= THE TASK =
Write out the material again word for word, dropping any images it holds.

☆ ☆ ☆ ☆

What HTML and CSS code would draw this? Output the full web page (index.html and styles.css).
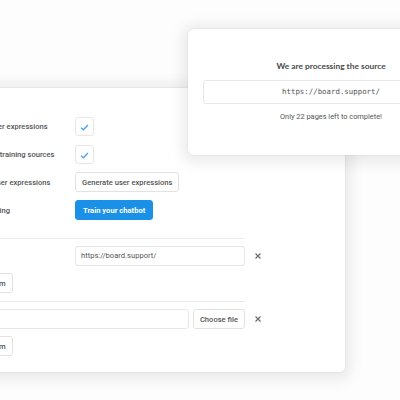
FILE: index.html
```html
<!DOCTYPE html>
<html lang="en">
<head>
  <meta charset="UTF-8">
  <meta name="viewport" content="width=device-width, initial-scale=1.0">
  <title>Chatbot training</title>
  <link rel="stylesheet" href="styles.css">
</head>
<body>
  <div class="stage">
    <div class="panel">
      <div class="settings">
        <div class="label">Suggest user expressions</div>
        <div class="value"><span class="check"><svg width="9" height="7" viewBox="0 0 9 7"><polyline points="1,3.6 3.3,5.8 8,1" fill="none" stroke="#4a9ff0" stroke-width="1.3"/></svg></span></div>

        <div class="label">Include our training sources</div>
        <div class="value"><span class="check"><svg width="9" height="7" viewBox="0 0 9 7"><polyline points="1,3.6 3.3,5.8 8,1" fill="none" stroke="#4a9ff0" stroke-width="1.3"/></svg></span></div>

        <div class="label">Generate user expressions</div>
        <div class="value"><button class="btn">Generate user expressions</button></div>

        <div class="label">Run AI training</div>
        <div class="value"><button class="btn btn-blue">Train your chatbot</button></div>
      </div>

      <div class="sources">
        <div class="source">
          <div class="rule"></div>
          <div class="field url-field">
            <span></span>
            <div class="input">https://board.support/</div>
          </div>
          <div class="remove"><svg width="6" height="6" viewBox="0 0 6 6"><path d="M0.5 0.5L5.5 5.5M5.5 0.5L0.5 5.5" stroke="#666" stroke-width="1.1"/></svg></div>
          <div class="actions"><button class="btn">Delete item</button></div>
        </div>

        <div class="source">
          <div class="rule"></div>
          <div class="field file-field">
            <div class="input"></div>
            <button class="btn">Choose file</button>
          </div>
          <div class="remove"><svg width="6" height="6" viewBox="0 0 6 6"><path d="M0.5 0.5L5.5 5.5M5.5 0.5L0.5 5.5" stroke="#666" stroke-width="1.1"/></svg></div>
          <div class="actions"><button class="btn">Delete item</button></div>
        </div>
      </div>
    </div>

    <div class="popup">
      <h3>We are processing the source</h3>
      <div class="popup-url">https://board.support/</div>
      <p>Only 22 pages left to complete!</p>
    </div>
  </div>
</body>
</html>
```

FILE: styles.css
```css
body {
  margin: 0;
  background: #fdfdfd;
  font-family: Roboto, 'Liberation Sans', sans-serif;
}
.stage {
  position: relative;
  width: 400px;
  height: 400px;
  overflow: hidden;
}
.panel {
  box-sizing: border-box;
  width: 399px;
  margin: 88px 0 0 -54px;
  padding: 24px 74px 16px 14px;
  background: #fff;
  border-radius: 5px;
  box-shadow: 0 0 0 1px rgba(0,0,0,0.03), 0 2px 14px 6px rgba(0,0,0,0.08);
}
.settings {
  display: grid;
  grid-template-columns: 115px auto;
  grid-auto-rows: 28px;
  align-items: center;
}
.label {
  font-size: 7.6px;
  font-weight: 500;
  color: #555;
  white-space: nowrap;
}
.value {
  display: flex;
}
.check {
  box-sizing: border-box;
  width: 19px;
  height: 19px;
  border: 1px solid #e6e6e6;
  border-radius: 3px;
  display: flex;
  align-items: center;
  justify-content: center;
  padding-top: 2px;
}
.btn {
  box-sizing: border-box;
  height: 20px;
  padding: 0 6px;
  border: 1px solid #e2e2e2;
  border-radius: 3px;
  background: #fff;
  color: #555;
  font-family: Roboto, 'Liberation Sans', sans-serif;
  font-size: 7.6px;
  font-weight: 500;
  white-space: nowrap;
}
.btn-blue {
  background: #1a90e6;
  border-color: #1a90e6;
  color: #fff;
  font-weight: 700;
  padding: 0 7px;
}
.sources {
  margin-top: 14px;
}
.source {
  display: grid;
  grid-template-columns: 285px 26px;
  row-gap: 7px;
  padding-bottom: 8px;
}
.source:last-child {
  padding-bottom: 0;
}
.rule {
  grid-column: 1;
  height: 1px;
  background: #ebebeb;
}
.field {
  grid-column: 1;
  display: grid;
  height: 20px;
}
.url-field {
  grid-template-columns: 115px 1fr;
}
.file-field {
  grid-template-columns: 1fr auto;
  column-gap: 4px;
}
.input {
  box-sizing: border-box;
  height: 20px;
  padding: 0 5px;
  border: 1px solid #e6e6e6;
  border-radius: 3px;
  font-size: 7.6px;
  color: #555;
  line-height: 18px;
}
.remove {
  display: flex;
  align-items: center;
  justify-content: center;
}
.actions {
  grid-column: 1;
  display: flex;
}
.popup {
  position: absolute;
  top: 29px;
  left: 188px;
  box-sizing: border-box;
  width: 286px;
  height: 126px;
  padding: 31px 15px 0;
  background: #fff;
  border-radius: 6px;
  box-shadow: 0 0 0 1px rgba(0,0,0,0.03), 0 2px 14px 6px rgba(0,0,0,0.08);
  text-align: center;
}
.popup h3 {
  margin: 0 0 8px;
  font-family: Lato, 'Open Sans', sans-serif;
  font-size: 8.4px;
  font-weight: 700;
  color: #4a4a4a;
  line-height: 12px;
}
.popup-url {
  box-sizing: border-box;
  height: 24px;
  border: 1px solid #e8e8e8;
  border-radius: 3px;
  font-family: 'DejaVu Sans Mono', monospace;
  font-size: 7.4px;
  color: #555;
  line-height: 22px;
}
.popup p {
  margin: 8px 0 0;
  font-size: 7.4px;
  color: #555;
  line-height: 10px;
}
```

☆ ☆ ☆ ☆

= SOLUTION FOR THIS TASK =
What HTML and CSS code would draw this? Output the full web page (index.html and styles.css).
FILE: index.html
```html
<!DOCTYPE html>
<html lang="en">
<head>
  <meta charset="UTF-8">
  <meta name="viewport" content="width=device-width, initial-scale=1.0">
  <title>Chatbot training</title>
  <link rel="stylesheet" href="styles.css">
</head>
<body>
  <div class="stage">
    <div class="panel">
      <div class="settings">
        <div class="label">Suggest user expressions</div>
        <div class="value"><span class="check"><svg width="9" height="7" viewBox="0 0 9 7"><polyline points="1,3.6 3.3,5.8 8,1" fill="none" stroke="#4a9ff0" stroke-width="1.3"/></svg></span></div>

        <div class="label">Include our training sources</div>
        <div class="value"><span class="check"><svg width="9" height="7" viewBox="0 0 9 7"><polyline points="1,3.6 3.3,5.8 8,1" fill="none" stroke="#4a9ff0" stroke-width="1.3"/></svg></span></div>

        <div class="label">Generate user expressions</div>
        <div class="value"><button class="btn">Generate user expressions</button></div>

        <div class="label">Run AI training</div>
        <div class="value"><button class="btn btn-blue">Train your chatbot</button></div>
      </div>

      <div class="sources">
        <div class="source">
          <div class="rule"></div>
          <div class="field url-field">
            <span></span>
            <div class="input">https://board.support/</div>
          </div>
          <div class="remove"><svg width="6" height="6" viewBox="0 0 6 6"><path d="M0.5 0.5L5.5 5.5M5.5 0.5L0.5 5.5" stroke="#666" stroke-width="1.1"/></svg></div>
          <div class="actions"><button class="btn">Delete item</button></div>
        </div>

        <div class="source">
          <div class="rule"></div>
          <div class="field file-field">
            <div class="input"></div>
            <button class="btn">Choose file</button>
          </div>
          <div class="remove"><svg width="6" height="6" viewBox="0 0 6 6"><path d="M0.5 0.5L5.5 5.5M5.5 0.5L0.5 5.5" stroke="#666" stroke-width="1.1"/></svg></div>
          <div class="actions"><button class="btn">Delete item</button></div>
        </div>
      </div>
    </div>

    <div class="popup">
      <h3>We are processing the source</h3>
      <div class="popup-url">https://board.support/</div>
      <p>Only 22 pages left to complete!</p>
    </div>
  </div>
</body>
</html>
```

FILE: styles.css
```css
body {
  margin: 0;
  background: #fdfdfd;
  font-family: Roboto, 'Liberation Sans', sans-serif;
}
.stage {
  position: relative;
  width: 400px;
  height: 400px;
  overflow: hidden;
}
.panel {
  box-sizing: border-box;
  width: 399px;
  margin: 88px 0 0 -54px;
  padding: 24px 74px 16px 14px;
  background: #fff;
  border-radius: 5px;
  box-shadow: 0 0 0 1px rgba(0,0,0,0.03), 0 2px 14px 6px rgba(0,0,0,0.08);
}
.settings {
  display: grid;
  grid-template-columns: 115px auto;
  grid-auto-rows: 28px;
  align-items: center;
}
.label {
  font-size: 7.6px;
  font-weight: 500;
  color: #555;
  white-space: nowrap;
}
.value {
  display: flex;
}
.check {
  box-sizing: border-box;
  width: 19px;
  height: 19px;
  border: 1px solid #e6e6e6;
  border-radius: 3px;
  display: flex;
  align-items: center;
  justify-content: center;
  padding-top: 2px;
}
.btn {
  box-sizing: border-box;
  height: 20px;
  padding: 0 6px;
  border: 1px solid #e2e2e2;
  border-radius: 3px;
  background: #fff;
  color: #555;
  font-family: Roboto, 'Liberation Sans', sans-serif;
  font-size: 7.6px;
  font-weight: 500;
  white-space: nowrap;
}
.btn-blue {
  background: #1a90e6;
  border-color: #1a90e6;
  color: #fff;
  font-weight: 700;
  padding: 0 7px;
}
.sources {
  margin-top: 14px;
}
.source {
  display: grid;
  grid-template-columns: 285px 26px;
  row-gap: 7px;
  padding-bottom: 8px;
}
.source:last-child {
  padding-bottom: 0;
}
.rule {
  grid-column: 1;
  height: 1px;
  background: #ebebeb;
}
.field {
  grid-column: 1;
  display: grid;
  height: 20px;
}
.url-field {
  grid-template-columns: 115px 1fr;
}
.file-field {
  grid-template-columns: 1fr auto;
  column-gap: 4px;
}
.input {
  box-sizing: border-box;
  height: 20px;
  padding: 0 5px;
  border: 1px solid #e6e6e6;
  border-radius: 3px;
  font-size: 7.6px;
  color: #555;
  line-height: 18px;
}
.remove {
  display: flex;
  align-items: center;
  justify-content: center;
}
.actions {
  grid-column: 1;
  display: flex;
}
.popup {
  position: absolute;
  top: 29px;
  left: 188px;
  box-sizing: border-box;
  width: 286px;
  height: 126px;
  padding: 31px 15px 0;
  background: #fff;
  border-radius: 6px;
  box-shadow: 0 0 0 1px rgba(0,0,0,0.03), 0 2px 14px 6px rgba(0,0,0,0.08);
  text-align: center;
}
.popup h3 {
  margin: 0 0 8px;
  font-family: Lato, 'Open Sans', sans-serif;
  font-size: 8.4px;
  font-weight: 700;
  color: #4a4a4a;
  line-height: 12px;
}
.popup-url {
  box-sizing: border-box;
  height: 24px;
  border: 1px solid #e8e8e8;
  border-radius: 3px;
  font-family: 'DejaVu Sans Mono', monospace;
  font-size: 7.4px;
  color: #555;
  line-height: 22px;
}
.popup p {
  margin: 8px 0 0;
  font-size: 7.4px;
  color: #555;
  line-height: 10px;
}
```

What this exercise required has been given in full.